Against a benign macroeconomic backdrop, we expect Asian corporate and bank credit fundamentals to also stay resilient, aside from a few sectors and specific credits which may be affected by tariff threats or US policy changes. While overall revenue growth could moderate, it is expected to stay at healthy levels, with profit margins holding steady due to lower input costs. We believe most Asian corporates and banks started 2025 with strong balance sheets and adequate rating buffers. As the weakest credits in the Asia HY space have been removed, we expect a much lower default rate in 2025, along with a smaller percentage of fallen angel credits in the Asia IG space.
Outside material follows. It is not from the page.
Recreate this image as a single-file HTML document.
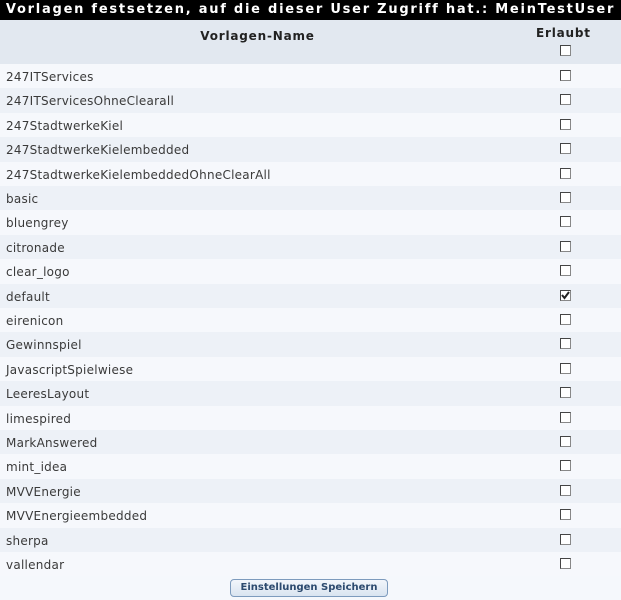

We anticipate an increase in gross supply in the Asia credit space in 2025 compared to the past two years, as the decline in US yields reduces the funding cost gap between offshore and onshore debt. Many regular issuers may also wish to refinance in the USD-denominated market to maintain a longer-term presence. However, net supply will likely be subdued given still elevated redemptions. At the same time, we expect demand from regional investors to stay firm given the still high all-in yield.
While credit spreads are historically tight, the combination of supportive macroeconomic and corporate credit fundamentals, along with robust technicals, is expected to keep spreads mostly bound in range in 2025. We remain cautiously optimistic and prefer the cross-over BBB- and BB-rated credit space trading in the low-to-mid 200 bps spread. We anticipate carry to be the main driver of Asia credit returns in 2025.